Hm, I don’t think that for a story to 100% realistic, it has to be a biography. I guess what I’m trying to say is that sometimes, writers seem to forget to consider or purposefully neglect actions or reactions of the world in regards to the protagonist’s actions. Sometimes, this is almost necessary to advance the plot. It’s almost like when we’re imagining a fight in our minds between ourselves and that-one-guy-who-always-boasts-about-throwing-you-on-the-ground-during-every-one-of-your-sparring-matches. Sure we can think in our heads that if we fake to the right and then spin to grab his collar, we should be able to take him to the ground. But often, we forget that the opponent is also thinking of a clever plan to reassert his dominance on the mat. The point is, realistically, the evil empire doesn’t just sit around and wait for the protagonist and his allies grows strong enough to challenge it. However, it is often required of the evil empire to do just that if we were to write that kind of a story. Obviously, stories of this kind have less believability, but does it - should it - affect the enjoyability of these types of stories overall? In games, I think this has a bigger impact. Since readers don’t expect control over the main protagonist’s actions, story-tellers such as novelists doesn’t have to worry too much about the reader’s feelings toward the the situations facing the protagonist. In fact, many plots are actually designed to bring out such feelings as fear, anger, sadness, etc. In a game, however, control over the protagonist makes players much more demanding and if the world is overly reactive, or if we set too many limits on the player in the interest of realism (or sometimes gaming-system limitations), we make the player feel confined and frustrated. Obviously, frustration on the game itself is not very desirable, but at what point does compromises on realism interfere with the immersion of our story?

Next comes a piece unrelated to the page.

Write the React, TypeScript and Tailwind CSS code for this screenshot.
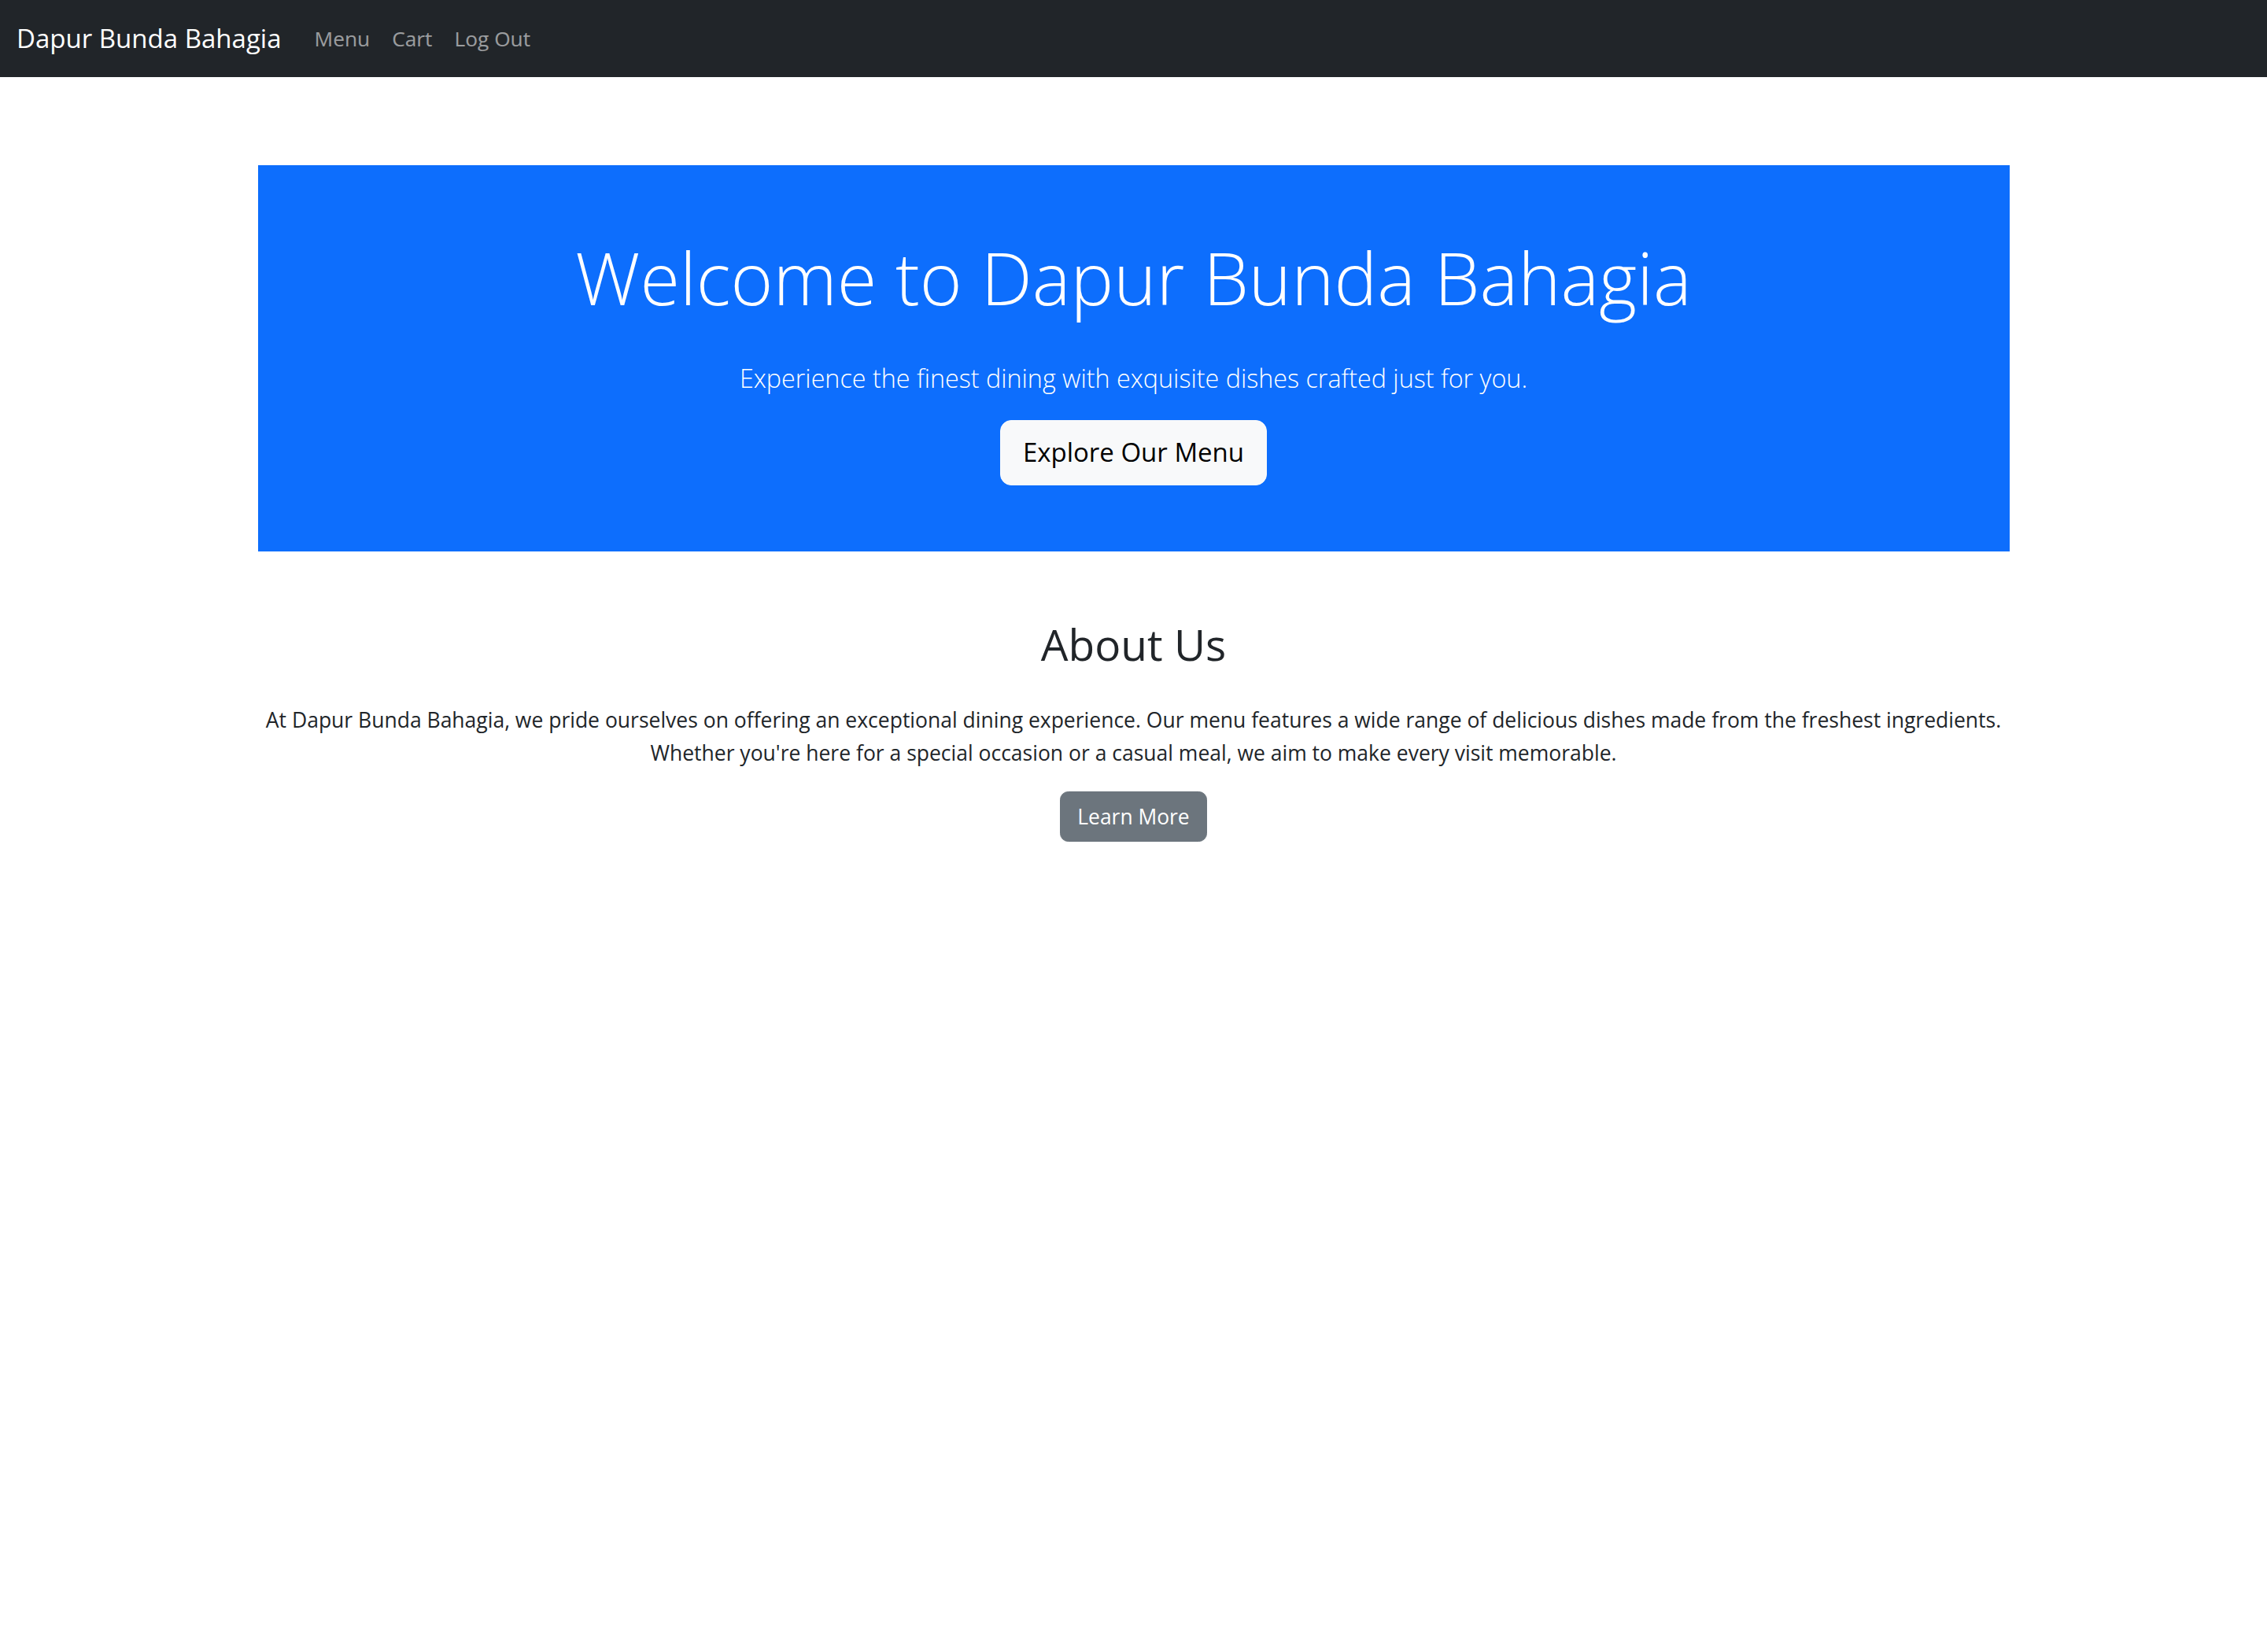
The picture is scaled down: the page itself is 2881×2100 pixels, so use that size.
import React from 'react';

const font = { fontFamily: '"Open Sans", "Noto Sans", sans-serif' };

const NavBar = () => {
  return (
    <nav className="bg-[#212529] h-[98px] px-[21px] flex items-center">
      <a href="#" className="text-white text-[33px] leading-[52.5px] py-[8.75px] mr-[28px] whitespace-nowrap">
        Dapur Bunda Bahagia
      </a>
      <ul className="flex items-center">
        {['Menu', 'Cart', 'Log Out'].map((item) => (
          <li key={item}>
            <a href="#" className="block px-[14px] py-[14px] text-[26.3px] leading-[42px] text-white/55 whitespace-nowrap">
              {item}
            </a>
          </li>
        ))}
      </ul>
    </nav>
  );
};

const Hero = () => {
  return (
    <section className="mt-[112px] mx-auto w-[2226px] bg-[#0d6efd] py-[84px] text-center text-white">
      <h1 className="text-[92px] font-light leading-[117.6px] mb-[42px]">Welcome to Dapur Bunda Bahagia</h1>
      <p className="text-[32.3px] font-light leading-[52.5px] mb-[28px]">
        Experience the finest dining with exquisite dishes crafted just for you.
      </p>
      <a
        href="#"
        className="inline-block bg-[#f8f9fa] border-[1.75px] border-[#f8f9fa] text-black text-[33px] leading-[52.5px] px-[28px] py-[14px] rounded-[14px]"
      >
        Explore Our Menu
      </a>
    </section>
  );
};

const About = () => {
  return (
    <section className="mt-[84px] mx-auto w-[2226px] text-center text-[#212529]">
      <h2 className="text-[55px] font-medium leading-[67.2px] mb-[42px]">About Us</h2>
      <p className="text-[26.5px] leading-[42px] mb-[28px]">
        At Dapur Bunda Bahagia, we pride ourselves on offering an exceptional dining experience. Our menu features a wide range of delicious dishes made from the freshest ingredients.
        <br />
        Whether you're here for a special occasion or a casual meal, we aim to make every visit memorable.
      </p>
      <a
        href="#"
        className="inline-block bg-[#6c757d] border-[1.75px] border-[#6c757d] text-white text-[26.4px] leading-[42px] px-[21px] py-[10px] rounded-[10.5px]"
      >
        Learn More
      </a>
    </section>
  );
};

export default function App() {
  return (
    <div className="min-h-[2100px] bg-white" style={font}>
      <NavBar />
      <Hero />
      <About />
    </div>
  );
}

In AotC, Augustina effortlessly picking up my male character off a balcony and setting him on the ground was a believability issue for me that immediately dispelled my suspension of disbelief. Heroes Rise was especially filled with lots of believability issues that ruined my enjoyment of the game. Your character was continually forced to act stupidly, as I saw it, in order to create the scenarios the author desired.

In another game I recently played by a different publisher I was placed in the role of a highly gifted magical healer who temporarily forgot she could heal her own twisted ankle so that a shirtless male romance interest could act all manly and carry her back to camp in his strong arms while pressed to his bare chest. I rolled my eyes the entire time. I’d have been more accepting of the scene had she purposely played the wounded doe to get his attention, but she didn’t. She actively resisted his offers of help until he gave her no choice in the matter. So her sudden inexplicable inability to remember that she was a healer was just plain silly. This was a consistency issue that turned into a believability issue. It didn’t ruin my enjoyment of the game, but it made me lose interest in that particular romance.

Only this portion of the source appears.